* Set problem *
Go through the data and copy every line exactly, but not the images.

START

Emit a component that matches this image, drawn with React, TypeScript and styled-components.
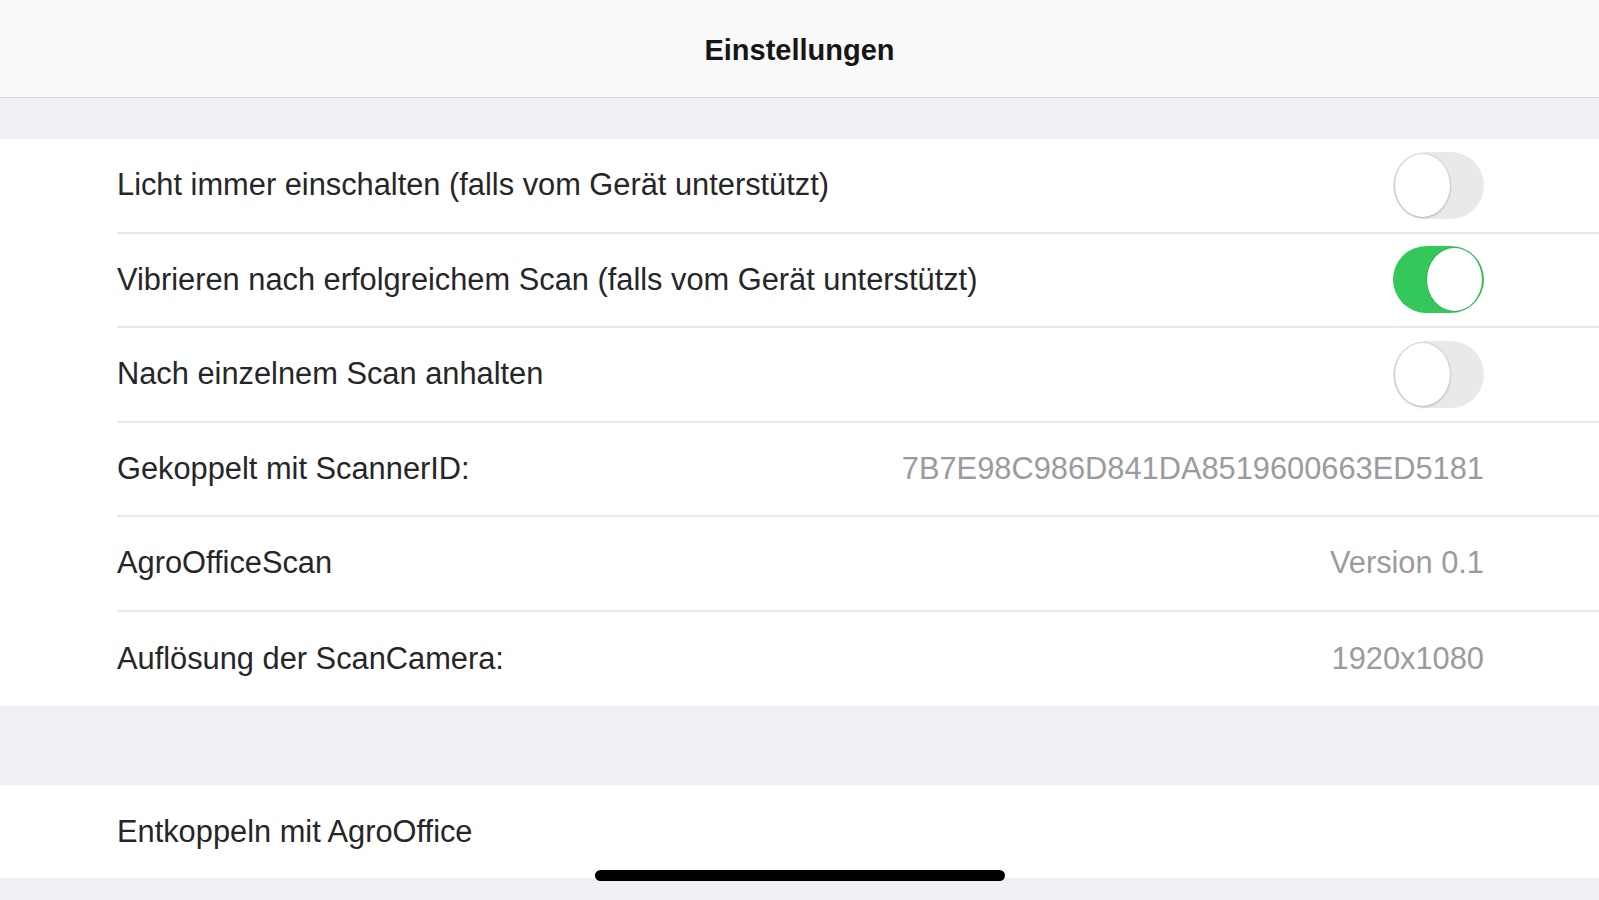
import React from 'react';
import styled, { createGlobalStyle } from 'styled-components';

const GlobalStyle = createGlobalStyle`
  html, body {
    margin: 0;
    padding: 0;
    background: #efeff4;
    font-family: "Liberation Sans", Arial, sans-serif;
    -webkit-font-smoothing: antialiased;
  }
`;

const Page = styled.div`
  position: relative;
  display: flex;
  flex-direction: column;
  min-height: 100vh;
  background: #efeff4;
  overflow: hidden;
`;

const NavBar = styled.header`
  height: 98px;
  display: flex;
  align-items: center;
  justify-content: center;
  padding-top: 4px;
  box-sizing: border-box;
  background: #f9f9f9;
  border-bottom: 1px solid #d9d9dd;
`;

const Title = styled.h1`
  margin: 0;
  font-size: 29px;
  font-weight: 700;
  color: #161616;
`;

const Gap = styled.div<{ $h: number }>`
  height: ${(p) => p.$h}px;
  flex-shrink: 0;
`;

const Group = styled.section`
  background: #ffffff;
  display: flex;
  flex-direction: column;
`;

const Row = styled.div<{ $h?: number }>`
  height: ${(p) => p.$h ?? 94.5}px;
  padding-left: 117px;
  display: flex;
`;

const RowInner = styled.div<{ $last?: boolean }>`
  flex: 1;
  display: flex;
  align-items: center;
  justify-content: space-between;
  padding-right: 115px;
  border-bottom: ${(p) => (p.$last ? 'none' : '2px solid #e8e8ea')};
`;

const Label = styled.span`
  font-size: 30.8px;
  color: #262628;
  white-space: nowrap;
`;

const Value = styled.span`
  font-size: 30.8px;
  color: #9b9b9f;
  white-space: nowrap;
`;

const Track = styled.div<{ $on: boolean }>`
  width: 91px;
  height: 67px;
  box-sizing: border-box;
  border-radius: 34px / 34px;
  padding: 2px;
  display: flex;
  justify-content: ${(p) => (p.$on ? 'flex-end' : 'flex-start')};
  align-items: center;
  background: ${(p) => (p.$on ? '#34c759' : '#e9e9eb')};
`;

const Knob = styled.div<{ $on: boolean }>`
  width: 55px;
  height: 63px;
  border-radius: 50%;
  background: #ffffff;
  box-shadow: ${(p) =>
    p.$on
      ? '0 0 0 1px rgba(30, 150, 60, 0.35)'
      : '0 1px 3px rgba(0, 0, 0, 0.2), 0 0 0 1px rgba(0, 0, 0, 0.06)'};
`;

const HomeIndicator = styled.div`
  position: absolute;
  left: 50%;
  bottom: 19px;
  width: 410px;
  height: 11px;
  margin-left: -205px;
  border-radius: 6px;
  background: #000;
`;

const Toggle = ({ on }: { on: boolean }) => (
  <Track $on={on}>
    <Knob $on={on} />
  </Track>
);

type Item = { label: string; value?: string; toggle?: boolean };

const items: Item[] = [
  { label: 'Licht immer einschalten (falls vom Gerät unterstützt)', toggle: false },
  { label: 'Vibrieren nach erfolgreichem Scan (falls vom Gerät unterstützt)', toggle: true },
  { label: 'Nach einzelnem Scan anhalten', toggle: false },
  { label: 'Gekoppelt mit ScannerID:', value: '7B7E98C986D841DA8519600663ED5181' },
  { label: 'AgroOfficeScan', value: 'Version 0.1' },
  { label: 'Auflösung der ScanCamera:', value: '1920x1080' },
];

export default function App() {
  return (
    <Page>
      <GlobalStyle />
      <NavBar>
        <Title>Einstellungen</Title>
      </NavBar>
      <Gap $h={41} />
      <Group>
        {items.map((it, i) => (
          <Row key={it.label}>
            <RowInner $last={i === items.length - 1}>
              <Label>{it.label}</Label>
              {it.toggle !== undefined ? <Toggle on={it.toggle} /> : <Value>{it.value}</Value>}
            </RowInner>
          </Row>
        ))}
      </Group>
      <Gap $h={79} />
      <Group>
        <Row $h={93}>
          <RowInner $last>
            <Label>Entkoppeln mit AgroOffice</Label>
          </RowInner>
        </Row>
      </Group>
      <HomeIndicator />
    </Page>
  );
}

END

* Right answer *
Emit a component that matches this image, drawn with React, TypeScript and styled-components.
import React from 'react';
import styled, { createGlobalStyle } from 'styled-components';

const GlobalStyle = createGlobalStyle`
  html, body {
    margin: 0;
    padding: 0;
    background: #efeff4;
    font-family: "Liberation Sans", Arial, sans-serif;
    -webkit-font-smoothing: antialiased;
  }
`;

const Page = styled.div`
  position: relative;
  display: flex;
  flex-direction: column;
  min-height: 100vh;
  background: #efeff4;
  overflow: hidden;
`;

const NavBar = styled.header`
  height: 98px;
  display: flex;
  align-items: center;
  justify-content: center;
  padding-top: 4px;
  box-sizing: border-box;
  background: #f9f9f9;
  border-bottom: 1px solid #d9d9dd;
`;

const Title = styled.h1`
  margin: 0;
  font-size: 29px;
  font-weight: 700;
  color: #161616;
`;

const Gap = styled.div<{ $h: number }>`
  height: ${(p) => p.$h}px;
  flex-shrink: 0;
`;

const Group = styled.section`
  background: #ffffff;
  display: flex;
  flex-direction: column;
`;

const Row = styled.div<{ $h?: number }>`
  height: ${(p) => p.$h ?? 94.5}px;
  padding-left: 117px;
  display: flex;
`;

const RowInner = styled.div<{ $last?: boolean }>`
  flex: 1;
  display: flex;
  align-items: center;
  justify-content: space-between;
  padding-right: 115px;
  border-bottom: ${(p) => (p.$last ? 'none' : '2px solid #e8e8ea')};
`;

const Label = styled.span`
  font-size: 30.8px;
  color: #262628;
  white-space: nowrap;
`;

const Value = styled.span`
  font-size: 30.8px;
  color: #9b9b9f;
  white-space: nowrap;
`;

const Track = styled.div<{ $on: boolean }>`
  width: 91px;
  height: 67px;
  box-sizing: border-box;
  border-radius: 34px / 34px;
  padding: 2px;
  display: flex;
  justify-content: ${(p) => (p.$on ? 'flex-end' : 'flex-start')};
  align-items: center;
  background: ${(p) => (p.$on ? '#34c759' : '#e9e9eb')};
`;

const Knob = styled.div<{ $on: boolean }>`
  width: 55px;
  height: 63px;
  border-radius: 50%;
  background: #ffffff;
  box-shadow: ${(p) =>
    p.$on
      ? '0 0 0 1px rgba(30, 150, 60, 0.35)'
      : '0 1px 3px rgba(0, 0, 0, 0.2), 0 0 0 1px rgba(0, 0, 0, 0.06)'};
`;

const HomeIndicator = styled.div`
  position: absolute;
  left: 50%;
  bottom: 19px;
  width: 410px;
  height: 11px;
  margin-left: -205px;
  border-radius: 6px;
  background: #000;
`;

const Toggle = ({ on }: { on: boolean }) => (
  <Track $on={on}>
    <Knob $on={on} />
  </Track>
);

type Item = { label: string; value?: string; toggle?: boolean };

const items: Item[] = [
  { label: 'Licht immer einschalten (falls vom Gerät unterstützt)', toggle: false },
  { label: 'Vibrieren nach erfolgreichem Scan (falls vom Gerät unterstützt)', toggle: true },
  { label: 'Nach einzelnem Scan anhalten', toggle: false },
  { label: 'Gekoppelt mit ScannerID:', value: '7B7E98C986D841DA8519600663ED5181' },
  { label: 'AgroOfficeScan', value: 'Version 0.1' },
  { label: 'Auflösung der ScanCamera:', value: '1920x1080' },
];

export default function App() {
  return (
    <Page>
      <GlobalStyle />
      <NavBar>
        <Title>Einstellungen</Title>
      </NavBar>
      <Gap $h={41} />
      <Group>
        {items.map((it, i) => (
          <Row key={it.label}>
            <RowInner $last={i === items.length - 1}>
              <Label>{it.label}</Label>
              {it.toggle !== undefined ? <Toggle on={it.toggle} /> : <Value>{it.value}</Value>}
            </RowInner>
          </Row>
        ))}
      </Group>
      <Gap $h={79} />
      <Group>
        <Row $h={93}>
          <RowInner $last>
            <Label>Entkoppeln mit AgroOffice</Label>
          </RowInner>
        </Row>
      </Group>
      <HomeIndicator />
    </Page>
  );
}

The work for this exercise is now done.